THE REQUEST: Leave out the pictures, and write out exactly the lines from the beginning of the material to the line holding "i) => 7 + i * 50);", that line included, and nothing else.

DATA BLOCK:
BEGIN

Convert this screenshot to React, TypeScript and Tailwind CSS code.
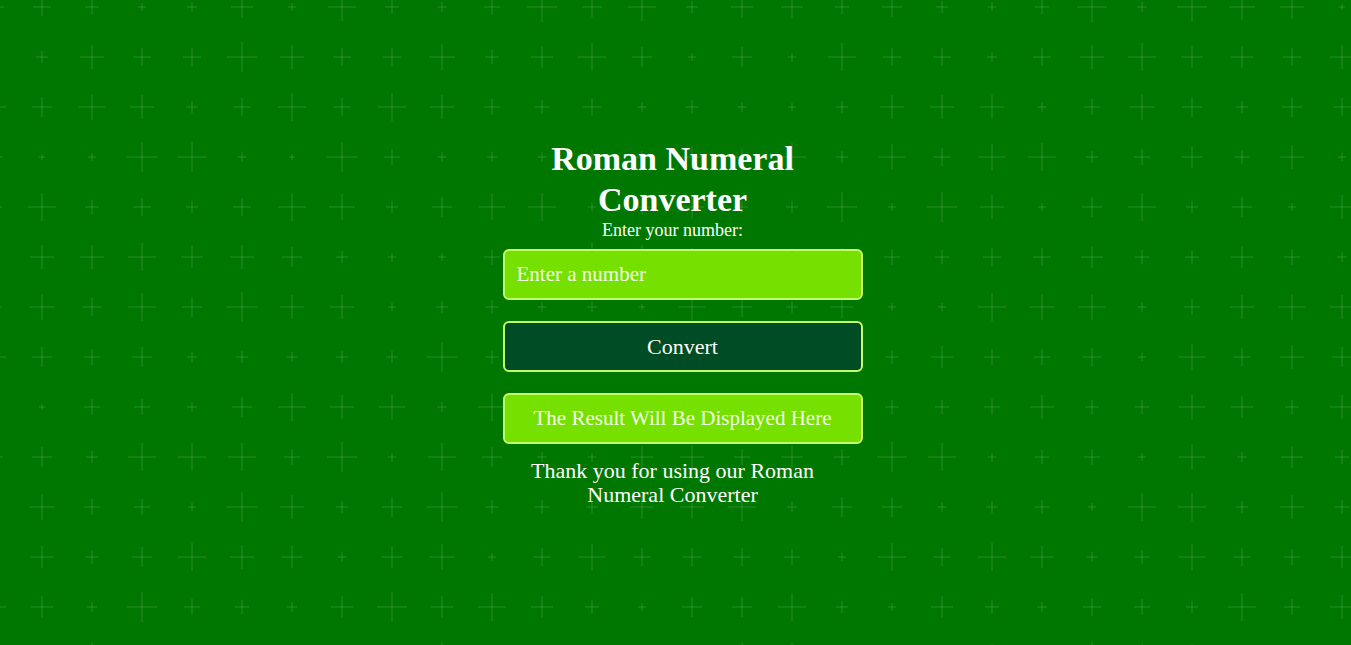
import React from 'react';

// deterministic pseudo-random sizes for the plus pattern
const rand = (seed: number) => {
  const x = Math.sin(seed * 12.9898 + 78.233) * 43758.5453;
  return x - Math.floor(x);
};

const cols = Array.from({ length: 28 }, (_, i) => -8 + i * 50);
const rows = Array.from({ length: 14 }, (_, i) => 7 + i * 50);

const PlusPattern = () => (
  <svg className="absolute inset-0 w-full h-full pointer-events-none" aria-hidden="true">
    {rows.map((y, r) =>
      cols.map((x, c) => {
        const s = 3 + Math.round(rand(r * 31 + c * 7 + 1) * 12);
        return (
          <g key={`${r}-${c}`} stroke="rgba(255,255,255,0.075)" strokeWidth="2">
            <line x1={x - s} y1={y} x2={x + s} y2={y} />
            <line x1={x} y1={y - s} x2={x} y2={y + s} />
          </g>
        );
      })
    )}
  </svg>
);

export default function App() {
  return (
    <div className="relative min-h-screen w-full overflow-hidden bg-[#007700] font-['Liberation_Serif',serif] text-white">
      <PlusPattern />
      <main className="relative z-10 flex min-h-screen items-center justify-center pr-[6px]">
        <div className="w-[340px] flex flex-col items-center text-center">
          <h1 className="text-[34px] font-bold leading-[41px]">Roman Numeral Converter</h1>
          <label htmlFor="number" className="text-[18px] leading-[20px]">Enter your number:</label>
          <div className="w-[340px] flex flex-col gap-[21px] mt-[9px]">
            <input
              id="number"
              type="number"
              placeholder="Enter a number"
              className="w-[360px] h-[51px] rounded-[6px] border-2 border-[#c2ff6b] bg-[#76e000] px-3 text-[21px] text-white placeholder:text-[#f2ffe6] outline-none"
            />
            <button className="w-[360px] h-[51px] rounded-[6px] border-2 border-[#c2ff6b] bg-[#004d25] text-[22px] text-white">
              Convert
            </button>
            <div className="w-[360px] h-[51px] rounded-[6px] border-2 border-[#c2ff6b] bg-[#76e000] flex items-center justify-center text-[21px] text-[#f2ffe6]">
              The Result Will Be Displayed Here
            </div>
          </div>
          <p className="mt-[15px] w-[310px] text-[22px] leading-[24px]">Thank you for using our Roman Numeral Converter</p>
        </div>
      </main>
    </div>
  );
}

END

RESPONSE:
Convert this screenshot to React, TypeScript and Tailwind CSS code.
import React from 'react';

// deterministic pseudo-random sizes for the plus pattern
const rand = (seed: number) => {
  const x = Math.sin(seed * 12.9898 + 78.233) * 43758.5453;
  return x - Math.floor(x);
};

const cols = Array.from({ length: 28 }, (_, i) => -8 + i * 50);
const rows = Array.from({ length: 14 }, (_, i) => 7 + i * 50);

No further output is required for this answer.